Cabe preguntarse: ¿y si la iniciativa y la autoactividad contra la degradación bonapartista del régimen surgen de las masas y no de la confianza en el Estado burgués? Esta idea debería servir de guía para pensar la autoorganización creativa de las masas con total independencia del poder judicial y del Estado. La propia concepción del socialismo en relación con el Estado de transición se opone por el vértice a la idea de que las masas pasivas no hacen política y deben depositar sus esperanzas en el Poder Judicial y su Estado (una concepción reformista, difundida primero por la socialdemocracia y luego por el estalinismo). Lenin decía que:
La burguesía sólo reconoce que un estado es fuerte cuando, haciendo uso de todo el poder del aparato gubernamental, consigue movilizar a las masas en el sentido deseado por los gobiernos burgueses. Nuestra concepción de la fuerza es diferente. Para nosotros lo que da su fuerza a un estado es la conciencia de las masas. El estado es fuerte cuando las masas saben todo, pueden juzgar sobre cualquier cosa y actúan siempre con perfecta conciencia.
La fuerza consciente de las masas se refiere a la clase obrera como clase productora, potencial portadora de nuevas relaciones sociales y civilizatorias subversivas para el capitalismo.

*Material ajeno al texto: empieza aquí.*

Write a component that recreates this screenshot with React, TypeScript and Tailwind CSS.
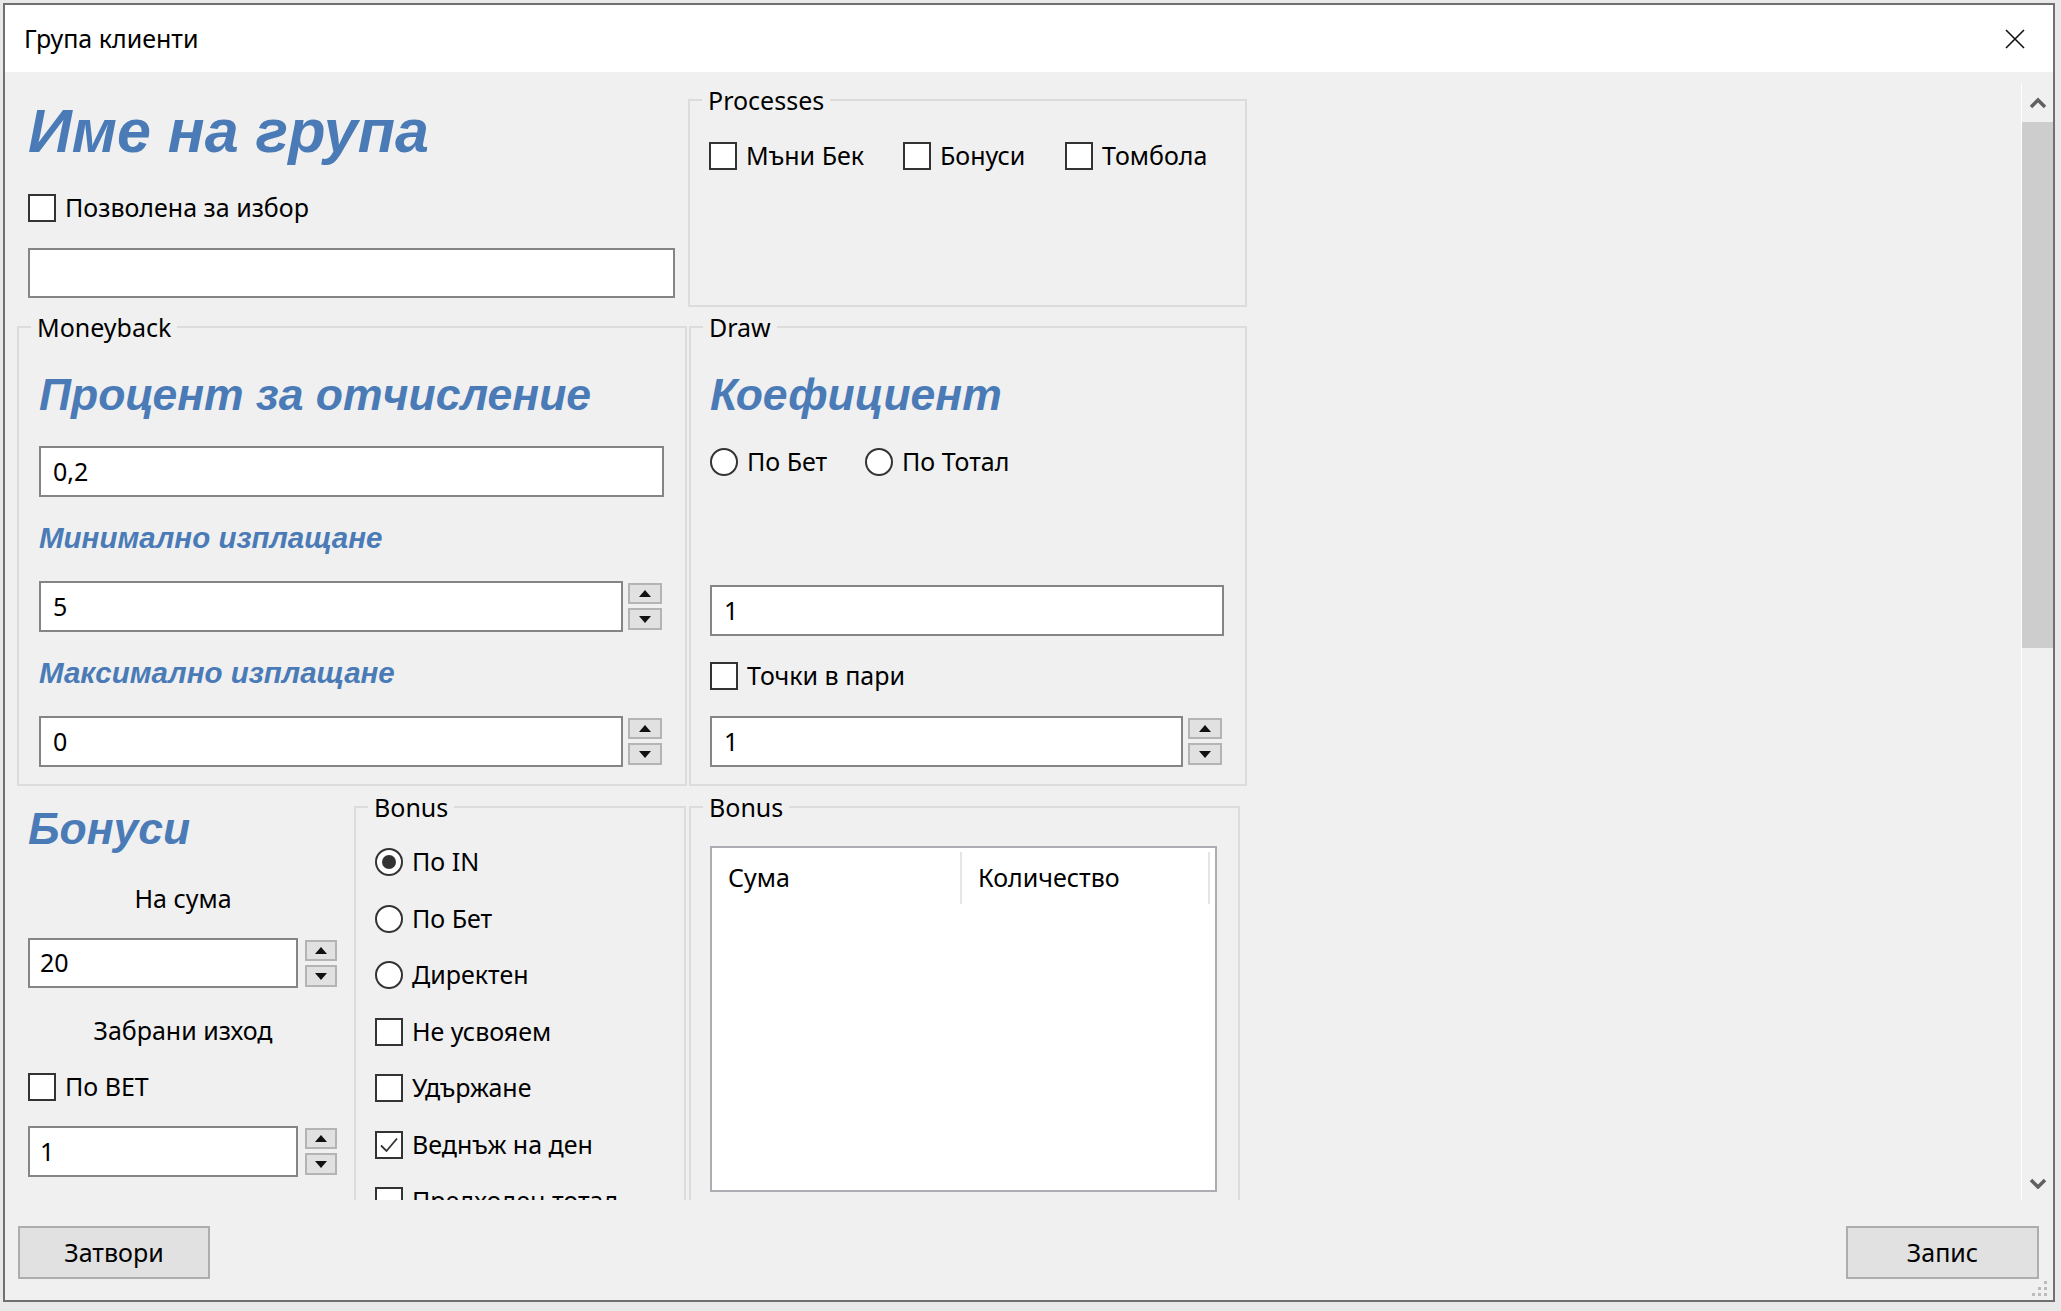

La autoorganización y la construcción de un partido socialista y revolucionario disponen de una reserva inagotable de energía propia, mucho mayor que la confianza en el Poder Judicial como “salvador” del país contra la extrema derecha. Es el único camino para concebir lo político no como integración al Estado y sus mecanismos burocráticos, sino como autonomización frente al Estado burgués. Sin esto, ¿cómo evitar la asimilación y pasivización de nuestras reivindicaciones dentro de lo permitido por el régimen? Lo político como proyecto de construcción de un nuevo orden socialista superior al capitalismo está en cada uno de los detalles de la lucha cotidiana. Es hora de probar este camino.